Laying the Groundwork for Soil Moisture Monitoring

Sustainability Issue

By Kevin Ritchart

While meteorological events like hurricanes, tornadoes, and floods can cause a great deal of damage in a short period of time, droughts can be just as devastating.

A spate of recent droughts has had a major impact on farmers and ranchers in Montana, which caused a significant downturn in the state’s economy.

Previous drought prediction efforts focused mainly on rainfall, stream flow, and water storage, but they were ineffective because they ignored soil moisture. So researchers and scientists worked together to come up with a better way of predicting drought conditions.

This led to the installation of soil moisture sensors in strategic locations and at varying depths, which allowed experts to make more accurate determinations about drought conditions.

Casting the “Net”

The Montana Climate Office has created a cooperative statewide soil moisture and meteorological information system known as the Montana Mesonet.

The goals of the Montana Mesonet are to combine soil moisture and meteorological information from existing data networks, establish 100 new soil moisture recording sites, and provide a system for accessing historical, real-time, and forecasted data.

The analysis of these environmental factors helps support decision-making in agriculture, range, and forested watershed contexts. The mesonet has already made progress in these areas through the addition of new remote sites and by integrating existing networks to develop the first statewide soil-climate network.

What Is a Mesonet?

A mesonet is a network of automated weather and environmental monitoring stations designed to observe mesoscale meteorological phenomena. The term refers to the collective group of stations that are typically owned and operated by a common entity.

Weather phenomena including dry lines, squall lines, and sea breezes can be observed by mesonets. They typically record surface weather observations, but they also can involve other observation platforms like vertical profiles of the planetary boundary layer.

Working Together

The Montana Climate Office coordinates the state’s mesonet and its partnerships with a number of environmental, agricultural, and educational institutions across the state.

The partnerships are aimed at developing an integrated climate-soil water monitoring network throughout Montana to serve the agriculture economy and improve drought resilience.

The groups are expected to work together to support the 56 monitoring stations currently in place and identify locations where additional monitoring could be needed.

A View from Above

While the information collected from the underground soil sensors has been invaluable, the Montana Mesonet could soon be getting data from a more celestial source.

Microwave observations from NASA’s Soil Moisture Active Passive Mission satellite can provide statewide remotely sensed soil moisture information. The technology works on the principle that moisture in the soil changes how much incident microwave energy is reflected from Earth’s surface.

The satellite’s detection of the development of extreme soil moisture deficits and vegetation impacts during Montana’s 2017 Flash Drought proved the system’s ability to provide early warning of emerging drought conditions.

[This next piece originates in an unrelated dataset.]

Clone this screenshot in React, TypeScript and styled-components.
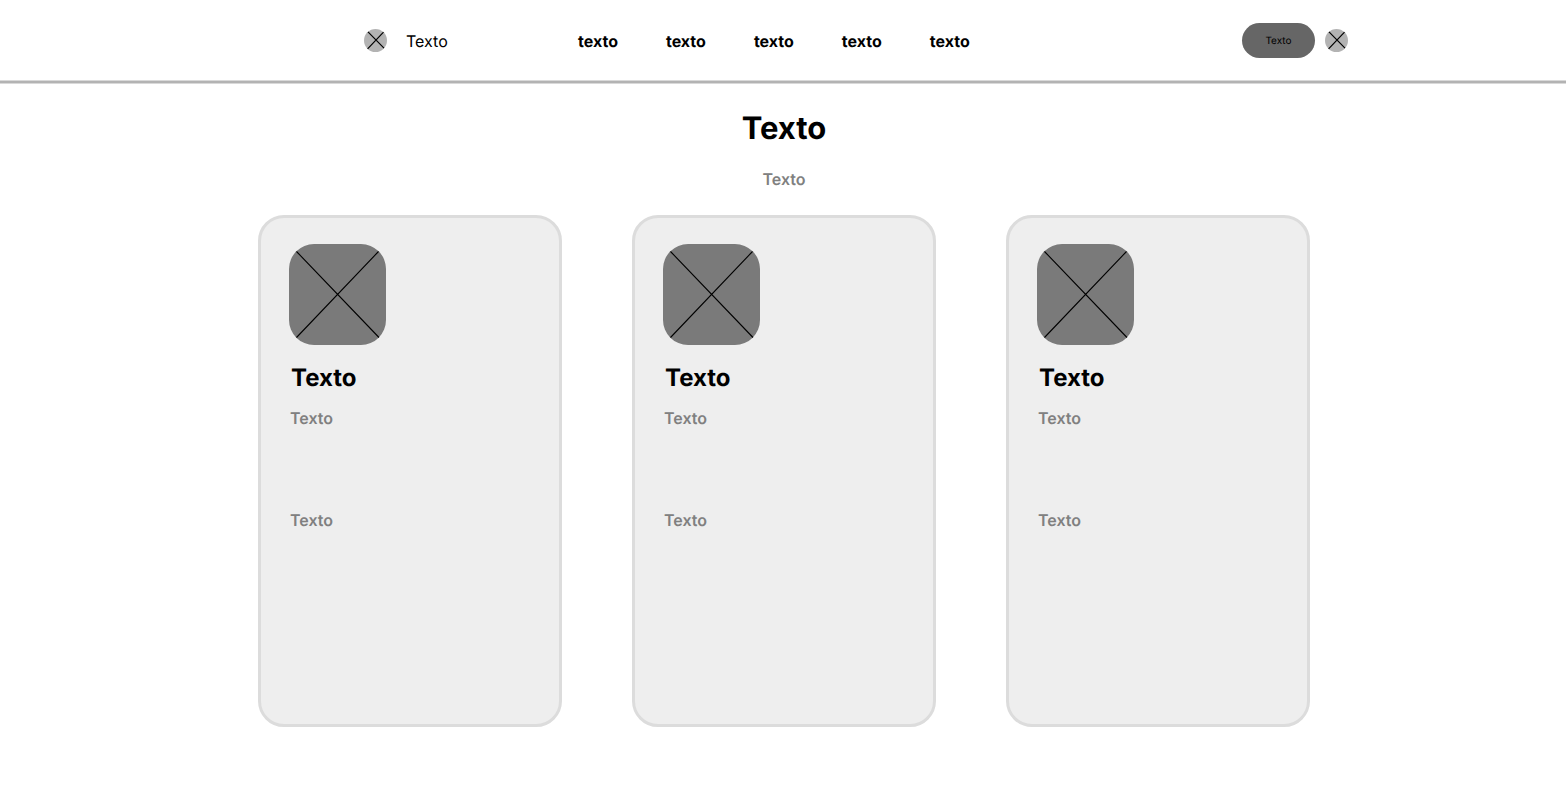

Actual ground data from Montana Mesonet stations helped verify the accuracy of the satellite system measurements.

National Network

While Montana’s recent efforts — and subsequent successes — have put the state at the forefront of the mesonet conversation, other states have instituted similar programs. In fact, there’s a National Mesonet Program that has a mission of ensuring a weather-ready nation and delivering critical information that’s vital to improving weather prediction and warning systems across the country.

Origin Story

The idea of creating a National Mesonet took root in 2006 when the Congressional UrbaNet Program began leveraging existing local weather tracking stations that report near real-time observations to better assess and respond to potential hazards and incidents in U.S. metropolitan areas.

Since that time, the National Mesonet Program has grown to become a Program of Record within the National Oceanic and Atmospheric Administration’s National Weather Service, using surface networks, mobile observations, and remote sensing data to improve forecasts and support critical decisions made daily across the country.

What Happens Next?

In the coming years, the Montana Climate Office will be developing user-guided applications and web-interface tools that use soil moisture and weather information to help farmers, ranchers, and other resource managers make critical decisions. 

Knowing that plant-available water is approaching critical minimum values, ranchers will be able to make arrangements to purchase hay or move or sell cattle early, before prices drop.

Additionally, government agencies can obtain a clearer picture of drought effects in the state and target relief efforts accordingly. More accurate weather and soil moisture information can result in statewide savings of several million dollars each year.